Mavis: Mavis

The last time I heard from Ashley Beedle was when he released his installation in the Inspiration Information with Horace Andy. Now the UK DJ returns with another full length collaboration between he and Darren Morris under the moniker Mavis.

It’s hard to know what any Beedle project is going to sound like. The man is a chameleon. He started off as an acid house artist but then slowly moved his way into reggae, which is where we last left him. Mavis is definitely not reggae and its also not acid house. The group is named Mavis after soul singer Mavis Staple, so that should give you a huge hint about the sound. The group mixes classic soul with downtempo production. Most of the tracks have a piano back bone with understated horns or strings added. The group employs guest vocalists on every song. Guest vocalists include Kurt Wagner from Lambchop, Welsh singer/songwriter Cerys Matthews, Ed Harcourt, Sarah Cracknell of Saint Etienne, and 90s one hit wonder Edwyn Collins.

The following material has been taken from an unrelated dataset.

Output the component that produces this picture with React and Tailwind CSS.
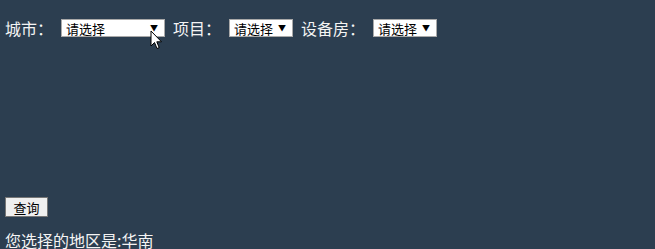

From the list, you can probably tell who are formidable and who leave something to be desired. Most of the female singer do a bang up job, but the best vocal performance in combination with songwriting go to Candi Staton. Her track, “Revolution” is a mixture of political and social consciousness and classic soul grooves. My main problem with the male vocalists are their voices aren’t very soulful. The tracks make them sound like Burt Bacharach more than Al Green. John Turrell’s “What You Looking For” is one of the better male vocalized songs. Turrell’s voice is smooth but with a hint of pain in it. The track’s downtempo-esque turntablism and Wurlitzer electric piano sound gives the track a hint of Ray Charles.

The album is highly stylized. It’s classic soul roots fits perfectly into the revival being headed up by Sharon Jones and the Dap Kings and Amy Winehouse, but its downtempo elements makes them applicable in the European scene fronted by groups like Massive Attack. The sound is cool and smooth, the perfect music to chill out to.